Lower-income Americans more likely to be financially “worse off” than year ago
PRINCETON, NJ -- Wall Street's "talking heads" responded to the results of the Iowa caucuses with considerable disdain for the anti-Wall Street economic populism promoted by candidates such as Republican Mike Huckabee and Democrat John Edwards. At the same time, new economic data surfaced last week that signaled an increasing likelihood of recession during the first half of 2008. If economic conditions continue to deteriorate in the months ahead, the recent messages of economic populism may only grow in volume or gain momentum.
"Better Off" by Income
About half (52%) of all Americans say they are financially better off now than they were a year ago, while 27% say they are worse off and 21% say their financial situations are about the same, according to an Experian/Gallup Personal Credit Index survey conducted between October and December. However, higher-income Americans are more likely than those with lower incomes to say they are financially better off now than they were a year ago.
Two in three (67%) households with annual incomes of $75,000 or more say they are better off financially now, while only 17% say they are worse off and 16% say they are just about the same. In sharp contrast, only 40% of those with incomes of less than $40,000 a year feel they are better off now, while just about as many -- 38% -- say they are worse off. Fifty-five percent of those with incomes of at least $40,000 but less than $75,000 say they are better off, with 25% saying they are worse off than they were a year ago.
Growing Economic Populism
Generally speaking, when the U.S. economy is expanding, members of the average American household reasonably expect their overall financial wellbeing to improve as well. When almost everyone is benefiting as the economy expands, the forces of economic populism find it hard to muster support.

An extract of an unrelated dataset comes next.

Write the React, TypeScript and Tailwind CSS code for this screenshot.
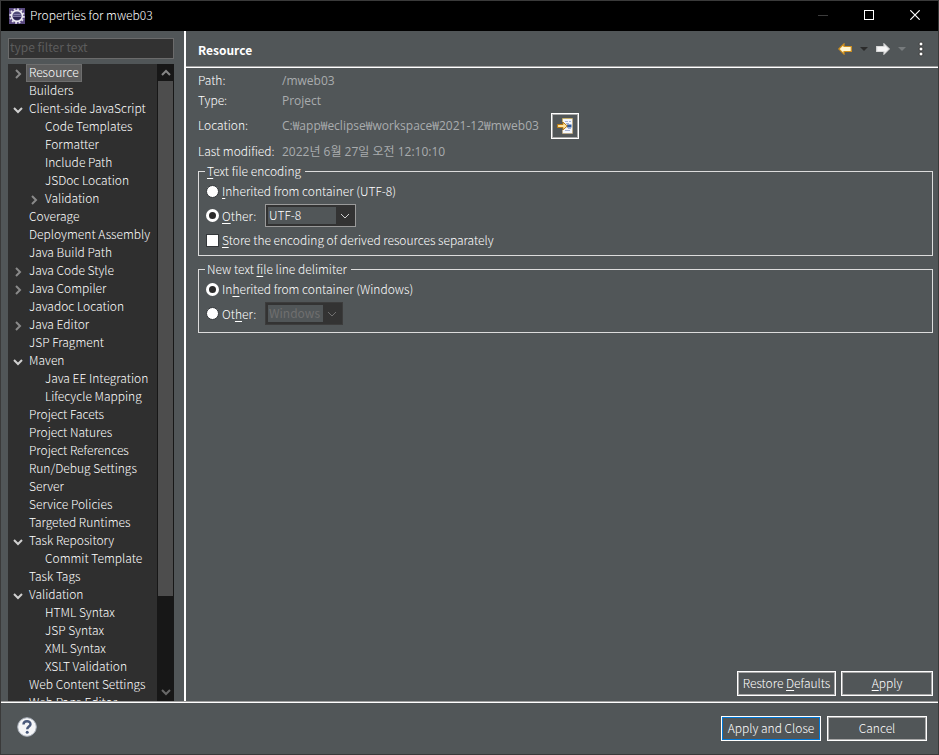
import type { ReactNode } from "react";

type Node = { label: string; depth?: number; state?: "open" | "closed"; selected?: boolean };

const nodes: Node[] = [
  { label: "Resource", state: "closed", selected: true },
  { label: "Builders" },
  { label: "Client-side JavaScript", state: "open" },
  { label: "Code Templates", depth: 1 },
  { label: "Formatter", depth: 1 },
  { label: "Include Path", depth: 1 },
  { label: "JSDoc Location", depth: 1 },
  { label: "Validation", depth: 1, state: "closed" },
  { label: "Coverage" },
  { label: "Deployment Assembly" },
  { label: "Java Build Path" },
  { label: "Java Code Style", state: "closed" },
  { label: "Java Compiler", state: "closed" },
  { label: "Javadoc Location" },
  { label: "Java Editor", state: "closed" },
  { label: "JSP Fragment" },
  { label: "Maven", state: "open" },
  { label: "Java EE Integration", depth: 1 },
  { label: "Lifecycle Mapping", depth: 1 },
  { label: "Project Facets" },
  { label: "Project Natures" },
  { label: "Project References" },
  { label: "Run/Debug Settings" },
  { label: "Server" },
  { label: "Service Policies" },
  { label: "Targeted Runtimes" },
  { label: "Task Repository", state: "open" },
  { label: "Commit Template", depth: 1 },
  { label: "Task Tags" },
  { label: "Validation", state: "open" },
  { label: "HTML Syntax", depth: 1 },
  { label: "JSP Syntax", depth: 1 },
  { label: "XML Syntax", depth: 1 },
  { label: "XSLT Validation", depth: 1 },
  { label: "Web Content Settings" },
  { label: "Web Page Editor" },
];

function Chevron({ dir, className, width = 2 }: { dir: "up" | "down" | "right"; className: string; width?: number }) {
  const d = { up: "M1 7 L5 3 L9 7", down: "M1 3 L5 7 L9 3", right: "M3 1 L7 5 L3 9" }[dir];
  return (
    <svg viewBox="0 0 10 10" className={`size-[10px] ${className}`} fill="none" stroke="currentColor" strokeWidth={width}>
      <path d={d} />
    </svg>
  );
}

function EclipseIcon() {
  return (
    <svg viewBox="0 0 16 16" className="size-4">
      <rect width="16" height="16" fill="#5a4a80" />
      <circle cx="8" cy="8" r="6.8" fill="none" stroke="#e8e6ee" strokeWidth="1.8" strokeDasharray="1.8 1.76" />
      <circle cx="8" cy="8" r="5.4" fill="#4f4a78" stroke="#f0eef4" strokeWidth="1.6" />
      <path d="M3.8 8.500h8.4a4.300 4.300 0 0 1-8.400 0Z" fill="#2a2450" />
      <path d="M4.500 6.500h7M4 8.500h8" stroke="#9d97c0" strokeWidth=".7" />
    </svg>
  );
}

function TitleBar() {
  return (
    <header className="flex h-[30px] shrink-0 items-center bg-black pl-2 text-white">
      <EclipseIcon />
      <h1 className="ml-[5px] flex-1 pb-0.5 text-[12px]">Properties for mweb03</h1>
      <button aria-label="Minimize" className="flex h-full w-[46px] items-center justify-center">
        <svg viewBox="0 0 10 10" className="size-[10px]"><path d="M0 4.500H10" stroke="#3c3c3c" /></svg>
      </button>
      <button aria-label="Maximize" className="flex h-full w-[46px] items-center justify-center pb-0.5">
        <svg viewBox="0 0 10 10" className="size-[10px]"><rect x=".5" y=".5" width="9" height="9" fill="none" stroke="#fff" /></svg>
      </button>
      <button aria-label="Close" className="flex h-full w-[46px] items-center justify-center pb-0.5">
        <svg viewBox="0 0 10 10" className="size-[10px]"><path d="M.3 .3 9.700 9.700M9.700 .3 .3 9.700" stroke="#fff" strokeWidth="1.2" /></svg>
      </button>
    </header>
  );
}

function TreeRow({ node }: { node: Node }) {
  return (
    <li className={`flex h-[18px] items-center ${node.depth ? "pl-[21px]" : "pl-[5px]"}`}>
      <span className="flex w-[13px] shrink-0 pt-0.5">
        {node.state === "open" && <Chevron dir="down" className="text-[#d0d0d0]" />}
        {node.state === "closed" && <Chevron dir="right" className="text-[#8a8a8a]" />}
      </span>
      <span className={`px-[3px] pb-0.5 leading-[16px] whitespace-nowrap ${node.selected ? "bg-[#5c5c5c] outline outline-[#6e6e6e] -outline-offset-1" : ""}`}>
        {node.label}
      </span>
    </li>
  );
}

function Sidebar() {
  return (
    <aside className="flex w-[183px] shrink-0 flex-col pt-[7px] pr-[10px] pl-[7px]">
      <input
        aria-label="type filter text"
        placeholder="type filter text"
        className="h-[21px] shrink-0 border border-[#6b6b6b] bg-[#323232] px-px pb-[5px] text-[12px] font-normal outline-none placeholder:text-[#5c5c5c]"
      />
      <div className="mt-[5px] flex min-h-0 flex-1 overflow-hidden bg-[#2f2f2f]">
        <ul className="min-w-0 flex-1 overflow-hidden">
          {nodes.map((n, i) => <TreeRow key={i} node={n} />)}
        </ul>
        <div className="flex w-[17px] shrink-0 flex-col items-center bg-[#171717]">
          <Chevron dir="up" className="mt-1 mb-[3px] shrink-0 text-[#858585]" />
          <div className="w-[15px] basis-[515px] bg-[#4d4d4d]" />
          <Chevron dir="down" className="mt-auto mb-[4px] shrink-0 text-[#686868]" />
        </div>
      </div>
    </aside>
  );
}

function Toolbar() {
  return (
    <div className="flex h-[35px] shrink-0 items-center pr-[14px] pl-3">
      <h2 className="flex-1 pt-[3px] text-[12px] font-bold text-white">Resource</h2>
      <button aria-label="Back">
        <svg viewBox="0 0 14 12" className="h-3 w-[14px]">
          <path d="M.8 6 6 .9V3.500H13.300V8.500H6V11.100Z" fill="#fff6d2" stroke="#cf8f1e" strokeWidth="1.200" />
        </svg>
      </button>
      <button aria-label="Back history" className="ml-2">
        <svg viewBox="0 0 8 4" className="h-1 w-2"><path d="M0 0h8L4 4Z" fill="#2b2b2b" /></svg>
      </button>
      <button aria-label="Forward" className="ml-2">
        <svg viewBox="0 0 14 12" className="h-3 w-[14px]">
          <path d="M13.200 6 8 .9V3.500H.7V8.500H8V11.100Z" fill="#f6f6f6" stroke="#d8d8d8" strokeWidth="1.200" />
        </svg>
      </button>
      <button aria-label="Forward history" className="ml-2">
        <svg viewBox="0 0 8 4" className="h-1 w-2"><path d="M0 0h8L4 4Z" fill="#777b7d" /></svg>
      </button>
      <button aria-label="View menu" className="ml-3">
        <svg viewBox="0 0 6 16" className="h-4 w-[6px]">
          {[3, 8, 13].map((y) => <circle key={y} cx="3" cy={y} r="2" fill="#fff" stroke="#333" strokeWidth=".9" />)}
        </svg>
      </button>
    </div>
  );
}

function Info({ label, className, children }: { label: string; className: string; children: ReactNode }) {
  return (
    <div className={`flex items-center ${className}`}>
      <dt className="w-[84px] pb-0.5 whitespace-nowrap">{label}</dt>
      <dd className="flex items-center font-['Open_Sans','Noto_Sans_CJK_KR',sans-serif] font-normal text-[#a9acae]">{children}</dd>
    </div>
  );
}

function OpenButton() {
  return (
    <button aria-label="Show in system explorer" className="ml-3 flex h-[26px] w-7 items-center justify-center border border-white outline outline-[#a8a8a8] -outline-offset-2">
      <svg viewBox="0 0 16 16" className="size-4">
        <path d="M6 1H15.500V15H6Z" fill="#f4f6fb" />
        <path d="M5.500 4V.5H15.500" fill="none" stroke="#c9b26a" />
        <path d="M15.500 .5V15.500H5.500V12" fill="none" stroke="#b9a98a" />
        <path d="M8 3.500h3M12 3.500h2M9 5.500h3M11 10.500h3M8 12.500h5" stroke="#a3b1d6" />
        <path d="M10 8h4.500" stroke="#2f5a9e" strokeWidth="3" />
        <path d="M.6 6.500H6V4.200L10.300 8 6 11.800V9.500H.6Z" fill="#fde3a0" stroke="#b97a12" />
      </svg>
    </button>
  );
}

const radioClass =
  "size-[13px] shrink-0 appearance-none rounded-full border border-[#33373a] bg-white checked:border-[3px] checked:border-white checked:bg-[#2b2b2b]";

function Combo({ id, value, options, disabled, className }: { id: string; value: string; options: string[]; disabled?: boolean; className: string }) {
  return (
    <div className={`flex h-[23px] items-center border bg-[#333] p-px ${disabled ? "border-[#3c3c3c]" : "border-[#9a9a9a]"} ${className}`}>
      <select
        aria-label={id}
        defaultValue={value}
        disabled={disabled}
        className={`ml-px h-[17px] min-w-0 flex-1 appearance-none bg-[#515658] px-px pb-0.5 text-[12px] leading-[15px] outline-none ${disabled ? "font-normal text-[#6f6f6f] opacity-100" : "text-white"}`}
      >
        {options.map((o) => <option key={o}>{o}</option>)}
      </select>
      <Chevron dir="down" width={1} className={`mx-1 shrink-0 ${disabled ? "text-[#6f6f6f]" : "text-[#d0d0d0]"}`} />
    </div>
  );
}

function Group({ legend, className, children }: { legend: ReactNode; className: string; children: ReactNode }) {
  return (
    <fieldset className={`border border-[#dcdcdc] pl-[7px] ${className}`}>
      <legend className="-ml-px h-[18px] pr-1 pl-0.5 leading-[18px]">{legend}</legend>
      {children}
    </fieldset>
  );
}

const buttonClass = "h-[25px] whitespace-nowrap border border-white pb-0.5 text-center leading-[21px] outline -outline-offset-2";
const underline = "underline underline-offset-2";

export default function App() {
  return (
    <div className="flex h-screen flex-col border border-[#3a3a3a] bg-[#515658] font-['Noto_Sans_CJK_KR','Liberation_Sans',sans-serif] text-[12px] leading-[18px] font-light text-white">
      <TitleBar />
      <div className="flex min-h-0 flex-1">
        <Sidebar />
        <main className="flex min-w-0 flex-1 flex-col border-l-2 border-white">
          <Toolbar />
          <div className="h-0.5 shrink-0 border-t border-b border-t-[#a0a0a0] border-b-white" />
          <div className="flex-1 pr-[5px] pl-3">
            <dl>
              <Info label="Path:" className="mt-1 h-[18px]">/mweb03</Info>
              <Info label="Type:" className="mt-0.5 h-[18px]">Project</Info>
              <Info label="Location:" className="mt-[3px] h-[26px]">
                C:₩app₩eclipse₩workspace₩2021-12₩mweb03
                <OpenButton />
              </Info>
              <Info label="Last modified:" className="mt-1 h-[18px]">2022년 6월 27일 오전 12:10:10</Info>
            </dl>
            <Group className="mt-px h-[94px]" legend={<><span className={underline}>T</span>ext file encoding</>}>
              <label className="flex h-[22px] items-center gap-[3px]">
                <input type="radio" name="encoding" className={radioClass} />
                <span><span className={underline}>I</span>nherited from container (UTF-8)</span>
              </label>
              <div className="mt-0.5 flex h-[23px] items-center">
                <label className="flex w-[59px] items-center gap-[3px]">
                  <input type="radio" name="encoding" defaultChecked className={radioClass} />
                  <span><span className={underline}>O</span>ther:</span>
                </label>
                <Combo id="Encoding" value="UTF-8" options={["UTF-8", "UTF-16", "US-ASCII"]} className="w-[91px]" />
              </div>
              <label className="mt-[3px] flex h-5 items-center gap-[3px]">
                <input type="checkbox" className="size-[13px] shrink-0 appearance-none border border-[#33373a] bg-white" />
                <span><span className={underline}>S</span>tore the encoding of derived resources separately</span>
              </label>
            </Group>
            <Group className="mt-1 h-[73px]" legend={<>New text <span className={underline}>f</span>ile line delimiter</>}>
              <label className="flex h-[22px] items-center gap-[3px]">
                <input type="radio" name="delimiter" defaultChecked className={radioClass} />
                <span>In<span className={underline}>h</span>erited from container (Windows)</span>
              </label>
              <div className="mt-0.5 flex h-[23px] items-center">
                <label className="flex w-[59px] items-center gap-[3px]">
                  <input type="radio" name="delimiter" className={radioClass} />
                  <span>Ot<span className={underline}>h</span>er:</span>
                </label>
                <Combo id="Line delimiter" value="Windows" options={["Windows", "Unix"]} disabled className="w-[78px]" />
              </div>
            </Group>
          </div>
          <div className="flex shrink-0 justify-end gap-[5px] pr-[5px] pb-[5px]">
            <button className={`w-[99px] outline-[#a8a8a8] ${buttonClass}`}>Restore <span className={underline}>D</span>efaults</button>
            <button className={`w-[92px] outline-[#a8a8a8] ${buttonClass}`}><span className={underline}>A</span>pply</button>
          </div>
        </main>
      </div>
      <footer className="flex h-[53px] shrink-0 flex-col">
        <div className="h-0.5 shrink-0 border-t border-b border-t-[#a0a0a0] border-b-white" />
        <div className="flex flex-1 items-center gap-1.5 pr-[11px] pl-4">
          <button aria-label="Help" className="mr-auto mb-1">
            <svg viewBox="0 0 20 20" className="size-5">
              <circle cx="10" cy="10" r="9.300" fill="#f4f5f7" stroke="#a9b0bb" />
              <path d="M6.500 7.600C6.500 3.200 13.600 3.300 13.500 7.200 13.400 9.500 10.200 9.600 10.200 12.300" fill="none" stroke="#4a5a7c" strokeWidth="2.400" />
              <circle cx="10.200" cy="15.300" r="1.500" fill="#4a5a7c" />
            </svg>
          </button>
          <button className={`w-[100px] outline-[#0078d7] ${buttonClass}`}>Apply and Close</button>
          <button className={`w-[100px] outline-[#a8a8a8] ${buttonClass}`}>Cancel</button>
        </div>
      </footer>
    </div>
  );
}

However, when many lower- and middle-income families feel their financial situations are deteriorating while those of most upper-income households continue to improve, as is the case in the current climate, a sense of unfairness tends to evolve.
In a Gallup Poll conducted in April 2007, only 29% of Americans said they felt the distribution of income and wealth in the United States was "fair," while 66% felt it should be more evenly distributed. In the same poll, 37% said "we have too many rich people in this country," 40% said the country has the right amount of rich people, and only 17% said there are too few rich Americans. Finally, 49% said the government should redistribute wealth by placing heavy taxes on the rich; 47% said the government should not do so.
Given these findings, it is evident that many Americans hold views that are anathema to Wall Street and free-market capitalism. With soaring gas and food prices and the potential for a significant economic slowdown/recession this year, no one should be surprised if "economic populism" strikes a strong chord with the U.S. electorate during the months ahead. Rather than treating these ideas with contempt, economic and political policy-makers might do well to consider how the current financial stress that many Americans are experiencing might be ameliorated.
Results for the Experian/Gallup Personal Financial Credit Index poll are based on telephone interviews with 3,057 adults, aged 18 and older, conducted October through December 2007. For results based on the total sample of national adults, one can say with 95% confidence that the maximum margin of sampling error is ±2 percentage points. In addition to sampling error, question wording and practical difficulties in conducting surveys can introduce error or bias into the findings of public opinion polls.
Other results are based on telephone interviews with 1,008 adults, aged 18 and older, conducted April 2-5, 2007. For results based on the total sample, one can say with 95% confidence that the maximum margin of sampling error is ±3 percentage points.
In addition to sampling error, question wording and practical difficulties in conducting surveys can introduce error or bias into the findings of public opinion polls.